(EXERCISE AIM):
Write out, exactly and only, the lines that run from the top of the records to the line with "const [phone, setPhone]". Include both ends; exclude pictures.
*****
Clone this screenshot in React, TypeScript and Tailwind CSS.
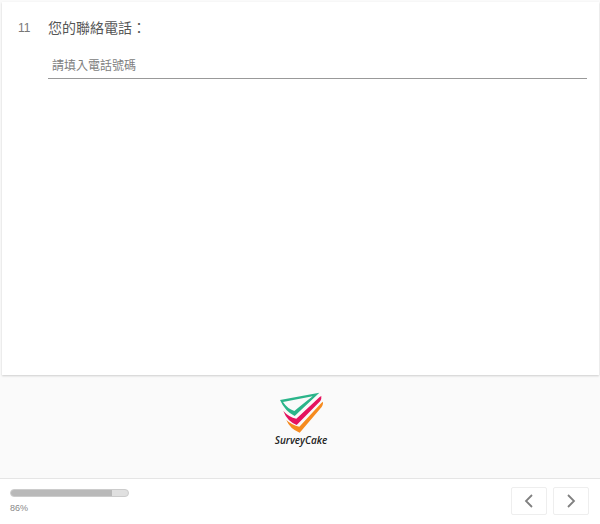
import { useState } from "react";

const PROGRESS = 86;

function Logo() {
  return (
    <svg viewBox="0 0 132 126" className="h-[42px] w-11" aria-hidden="true">
      <path
        fill="#2bb58a"
        fillRule="evenodd"
        d="M3 24 L121 2 L47 72 Q18 58 3 24 Z M12 30 Q25 50 46 57 Q62 44 101 13 Z"
      />
      <path
        fill="#e5135f"
        d="M13 57 Q30 76 52 80 L122 15 L127 12 Q128 21 124 27 L53 99 Q24 87 13 57 Z"
      />
      <path
        fill="#f68b1f"
        d="M22 84 Q39 100 61 104 L127 33 L132 29 Q133 38 128 45 L62 122 Q33 111 22 84 Z"
      />
    </svg>
  );
}

function Chevron({ d }: { d: string }) {
  return (
    <svg
      viewBox="0 0 10 14"
      className="h-3.5 w-2.5"
      fill="none"
      stroke="#808080"
      strokeWidth="1.8"
      aria-hidden="true"
    >
      <path d={d} />
    </svg>
  );
}

export default function App() {
  const [phone, setPhone] = useState("");

  return (
    <div className="flex min-h-svh flex-col bg-[#fafafa] font-['Liberation_Sans','Noto_Sans_CJK_TC',sans-serif] text-[#777777]">
      <main className="mt-0.5 mr-px ml-0.5 flex min-h-[373px] gap-4 bg-white pt-4 pr-3 pl-4 shadow-[0_1px_2px_rgba(0,0,0,0.18)]">
        <span className="w-[14px] text-xs leading-5">11</span>
        <div className="flex-1">
          <label htmlFor="phone" className="block text-sm leading-5 text-[#555555]">
            您的聯絡電話：
          </label>
          <input
            id="phone"
            type="tel"
            value={phone}
            onChange={(e) => setPhone(e.target.value)}
            placeholder="請填入電話號碼"
            className="mt-4 h-[25px] w-full border-b border-[#999999] px-1 text-xs outline-none placeholder:text-[#808080]"
          />
        </div>
      </main>

      <div className="flex flex-1 flex-col items-center pt-[17px] pl-0.5">
        <Logo />
        <span className="font-['Open_Sans',sans-serif] text-[10px] leading-3 font-semibold text-[#222222] italic">
          SurveyCake
        </span>
      </div>

      <footer className="flex h-[46px] justify-between border-t border-[#e5e5e5] bg-white pr-[11px] pl-2.5">
        <div className="w-[119px] pt-2.5">
          <div
            role="progressbar"
            aria-label="填答進度"
            aria-valuenow={PROGRESS}
            aria-valuemin={0}
            aria-valuemax={100}
            className="h-2 overflow-hidden rounded-sm border border-[#cccccc] bg-[#e0e0e0]"
          >
            <div className="h-full bg-[#b9b9b9]" style={{ width: `${PROGRESS}%` }} />
          </div>
          <span className="mt-1 block text-[9px] leading-3.5 text-[#888888]">{PROGRESS}%</span>
        </div>
        <div className="flex gap-1.5 pt-2">
          <button
            type="button"
            aria-label="上一題"
            className="flex h-7 w-9 items-center justify-center rounded-xs border border-[#eeeeee] bg-white"
          >
            <Chevron d="M8 1 L2 7 L8 13" />
          </button>
          <button
            type="button"
            aria-label="下一題"
            className="flex h-7 w-9 items-center justify-center rounded-xs border border-[#eeeeee] bg-white"
          >
            <Chevron d="M2 1 L8 7 L2 13" />
          </button>
        </div>
      </footer>
    </div>
  );
}
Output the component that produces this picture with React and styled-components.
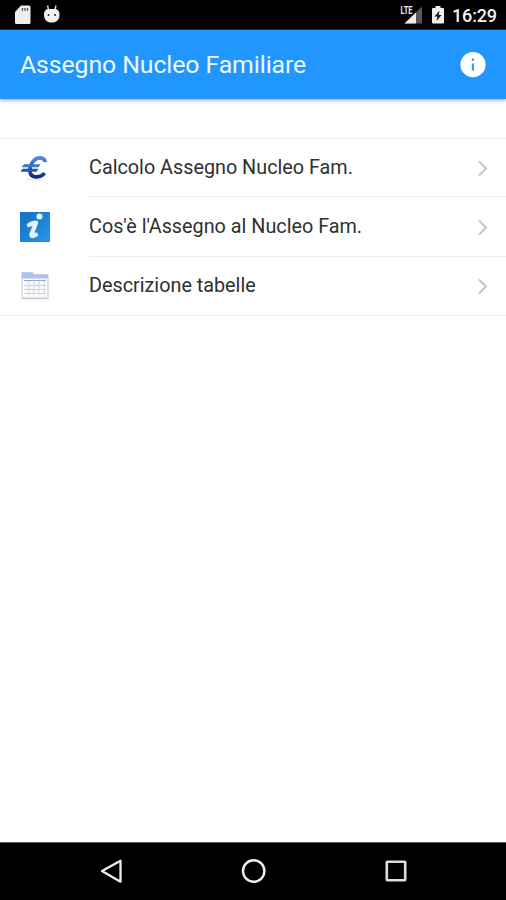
import styled, { createGlobalStyle } from "styled-components";

const GlobalStyle = createGlobalStyle`
  body {
    margin: 0;
    background: #fff;
    font-family: Roboto, sans-serif;
  }
`;

const Screen = styled.div`
  width: 506px;
  height: 900px;
  display: flex;
  flex-direction: column;
  overflow: hidden;
  background: #fff;
`;

const StatusBar = styled.div`
  height: 30px;
  box-sizing: border-box;
  padding: 0 9px 0 14px;
  display: flex;
  align-items: center;
  justify-content: space-between;
  background: #000;
  border-bottom: 1px solid #0b3357;
`;

const StatusGroup = styled.div`
  display: flex;
  align-items: center;
  gap: ${(props) => props.$gap}px;
`;

const Clock = styled.span`
  width: 45px;
  margin-left: -1px;
  padding-top: 2px;
  font-size: 18px;
  font-weight: 500;
  line-height: 20px;
  letter-spacing: -0.15px;
  color: #f2f2f2;
`;

const AppBar = styled.header`
  height: 69px;
  box-sizing: border-box;
  padding: 0 20px 0 20px;
  display: flex;
  align-items: center;
  justify-content: space-between;
  background: #2196ff;
  box-shadow: 0 1px 4px rgba(70, 30, 40, 0.5);
`;

const Title = styled.h1`
  margin: 0;
  font-size: 24.8px;
  font-weight: 400;
  line-height: 30px;
  letter-spacing: -0.08px;
  white-space: nowrap;
  color: #eef8ff;
`;

const List = styled.ul`
  margin: 39px 0 0;
  padding: 0;
  list-style: none;
  border-top: 1px solid #eee;
  border-bottom: 1px solid #eee;
`;

const Item = styled.li`
  height: ${(props) => props.$height}px;
  display: flex;
  cursor: pointer;
`;

const ItemIcon = styled.div`
  width: 89px;
  box-sizing: border-box;
  padding-left: 19px;
  display: flex;
  align-items: center;
`;

const ItemBody = styled.div`
  flex: 1;
  display: flex;
  align-items: center;
  justify-content: space-between;
  padding-right: 16px;
  border-bottom: ${(props) => (props.$last ? "none" : "1px solid #eee")};
`;

const Label = styled.span`
  font-size: 19.8px;
  line-height: 26px;
  white-space: nowrap;
  color: #303030;
`;

const NavBar = styled.nav`
  height: 58px;
  box-sizing: border-box;
  margin-top: auto;
  padding: 0 97px 2px 98px;
  display: flex;
  align-items: center;
  justify-content: space-between;
  background: #000;
  border-top: 1px solid #555;
`;

const SdCardIcon = () => (
  <svg width="18" height="22" viewBox="0 0 18 22">
    <path d="M7 1.500h8q1.500 0 1.500 1.500v15.500q0 1.500-1.500 1.500H2.500q-1.500 0-1.500-1.500V8z" fill="#eee" />
    <path d="M8.500 4v3M11 4v3M13.500 4v3" stroke="#555" strokeWidth="1.300" />
  </svg>
);

const BugDroidIcon = () => (
  <svg width="18" height="20" viewBox="0 0 18 20">
    <path d="M4.500 .500l1 4M13 .500l-1 4" stroke="#ddd" strokeWidth="1.400" />
    <path d="M1 9.500q0-5.500 5-5.500h5.500q5 0 5 5.500c0 5.500-3 8-7.750 8s-7.750-2.500-7.750-8z" fill="#f2f2f2" />
    <circle cx="5.500" cy="10" r="1" fill="#222" />
    <circle cx="12" cy="10" r="1" fill="#222" />
  </svg>
);

const SignalIcon = () => (
  <svg width="23" height="20" viewBox="0 0 23 20">
    <path d="M22 1.500v17H4.500z" fill="#57575b" />
    <path d="M16 7.500v11H4.500z" fill="#eee" />
    <text
      x="0.500"
      y="8.500"
      fontFamily="Roboto, sans-serif"
      fontSize="10"
      fontWeight="700"
      textLength="12"
      lengthAdjust="spacingAndGlyphs"
      fill="#f0f0f0"
      stroke="#000"
      strokeWidth="1"
      paintOrder="stroke"
    >
      LTE
    </text>
  </svg>
);

const BatteryIcon = () => (
  <svg width="12" height="20" viewBox="0 0 12 20">
    <path d="M3.500 1h5v2H11q1 0 1 1v13.500q0 1-1 1H1q-1 0-1-1V4q0-1 1-1h2.500z" fill="#f0f0f0" />
    <path d="M7.500 5.500L2.500 11.500h3l-1 4.500 5-6h-3z" fill="#111" />
  </svg>
);

const InfoIcon = () => (
  <svg width="26" height="26" viewBox="0 0 26 26">
    <circle cx="13" cy="12.700" r="12.600" fill="#fff" />
    <rect x="11.800" y="6.500" width="2.300" height="2.300" fill="#369cf5" />
    <rect x="11.800" y="11.500" width="2.300" height="7" fill="#369cf5" />
  </svg>
);

const EuroIcon = () => (
  <svg width="32" height="32" viewBox="0 0 32 32">
    <defs>
      <linearGradient id="euro" x1="0" y1="0" x2="0" y2="1">
        <stop offset="0" stopColor="#4d8ad6" />
        <stop offset="1" stopColor="#102f83" />
      </linearGradient>
    </defs>
    <ellipse cx="15" cy="27.300" rx="9" ry="1.200" fill="#e6e8ec" />
    <path
      d="M26.500 10C25 4.500 18 4.500 14 9.500C9.500 15.500 9.500 24.500 16.500 24.800C20.500 25 23.500 24 25.500 21"
      fill="none"
      stroke="url(#euro)"
      strokeWidth="3.700"
    />
    <path d="M5 12.300h16.500l-2 3H2.500z" fill="#3b76c5" />
    <path d="M3.500 16.700h16l-2 3H1.500z" fill="#2455a5" />
  </svg>
);

const AboutIcon = () => (
  <svg width="32" height="32" viewBox="0 0 32 32">
    <defs>
      <linearGradient id="about" x1="0" y1="0" x2="1" y2="1">
        <stop offset="0" stopColor="#1270c4" />
        <stop offset="1" stopColor="#2b95e6" />
      </linearGradient>
    </defs>
    <rect x="1" y="1" width="30" height="30" fill="url(#about)" />
    <circle cx="20.500" cy="5.500" r="3" fill="#eaf8ff" />
    <path
      d="M10 14q3-2 7-2.300L12.500 23.500q-.5 3 4.500 .200"
      fill="none"
      stroke="#e0f3ff"
      strokeWidth="4.400"
      strokeLinejoin="round"
      strokeLinecap="round"
    />
  </svg>
);

const TableIcon = () => (
  <svg width="32" height="32" viewBox="0 0 32 32">
    <path d="M3 2.500h10l2 2h14v23.500h-26z" fill="#fafbfe" stroke="#cfd1d6" strokeWidth="1.200" />
    <path d="M3 2.500h10l2 2.500h14v3.500h-26z" fill="#a9c3f2" />
    <path d="M5 10.500h22" stroke="#93a3c9" strokeWidth="1" />
    <path d="M5 15.500h22M5 19.500h22M5 23.500h22" stroke="#cdd2df" strokeWidth="1" />
    <path d="M10 10.500v14M15 10.500v14M20 10.500v14M25 10.500v14" stroke="#cbd3e6" strokeWidth="1" />
    <path d="M3.500 28.500h25" stroke="#c6c7ca" strokeWidth="1.200" />
  </svg>
);

const Chevron = () => (
  <svg width="14" height="18" viewBox="0 0 14 18">
    <path d="M3 2.500l7 7-7 7" fill="none" stroke="#c4c4c4" strokeWidth="2" />
  </svg>
);

const BackIcon = () => (
  <svg width="26" height="26" viewBox="0 0 26 26">
    <path d="M22.500 2.700v21L4 13z" fill="none" stroke="#eee" strokeWidth="2.300" strokeLinejoin="round" />
  </svg>
);

const HomeIcon = () => (
  <svg width="26" height="26" viewBox="0 0 26 26">
    <circle cx="12.700" cy="13" r="10.700" fill="none" stroke="#eee" strokeWidth="2.400" />
  </svg>
);

const RecentsIcon = () => (
  <svg width="26" height="26" viewBox="0 0 26 26">
    <rect x="3.800" y="3.800" width="18.400" height="18.400" rx="0.500" fill="none" stroke="#ddd" strokeWidth="2.600" />
  </svg>
);

const items = [
  { label: "Calcolo Assegno Nucleo Fam.", icon: EuroIcon, height: 58 },
  { label: "Cos'è l'Assegno al Nucleo Fam.", icon: AboutIcon, height: 60 },
  { label: "Descrizione tabelle", icon: TableIcon, height: 58 },
];

const App = () => {
  return (
    <>
      <GlobalStyle />
      <Screen>
        <StatusBar>
          <StatusGroup $gap={11}>
            <SdCardIcon />
            <BugDroidIcon />
          </StatusGroup>
          <StatusGroup $gap={9}>
            <SignalIcon />
            <BatteryIcon />
            <Clock>16:29</Clock>
          </StatusGroup>
        </StatusBar>
        <AppBar>
          <Title>Assegno Nucleo Familiare</Title>
          <InfoIcon />
        </AppBar>
        <List>
          {items.map(({ label, icon: Icon, height }, index) => (
            <Item key={label} $height={height}>
              <ItemIcon>
                <Icon />
              </ItemIcon>
              <ItemBody $last={index === items.length - 1}>
                <Label>{label}</Label>
                <Chevron />
              </ItemBody>
            </Item>
          ))}
        </List>
        <NavBar>
          <BackIcon />
          <HomeIcon />
          <RecentsIcon />
        </NavBar>
      </Screen>
    </>
  );
};

export default App;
*****
(ANSWER TO THIS TASK):
Clone this screenshot in React, TypeScript and Tailwind CSS.
import { useState } from "react";

const PROGRESS = 86;

function Logo() {
  return (
    <svg viewBox="0 0 132 126" className="h-[42px] w-11" aria-hidden="true">
      <path
        fill="#2bb58a"
        fillRule="evenodd"
        d="M3 24 L121 2 L47 72 Q18 58 3 24 Z M12 30 Q25 50 46 57 Q62 44 101 13 Z"
      />
      <path
        fill="#e5135f"
        d="M13 57 Q30 76 52 80 L122 15 L127 12 Q128 21 124 27 L53 99 Q24 87 13 57 Z"
      />
      <path
        fill="#f68b1f"
        d="M22 84 Q39 100 61 104 L127 33 L132 29 Q133 38 128 45 L62 122 Q33 111 22 84 Z"
      />
    </svg>
  );
}

function Chevron({ d }: { d: string }) {
  return (
    <svg
      viewBox="0 0 10 14"
      className="h-3.5 w-2.5"
      fill="none"
      stroke="#808080"
      strokeWidth="1.8"
      aria-hidden="true"
    >
      <path d={d} />
    </svg>
  );
}

export default function App() {
  const [phone, setPhone] = useState("");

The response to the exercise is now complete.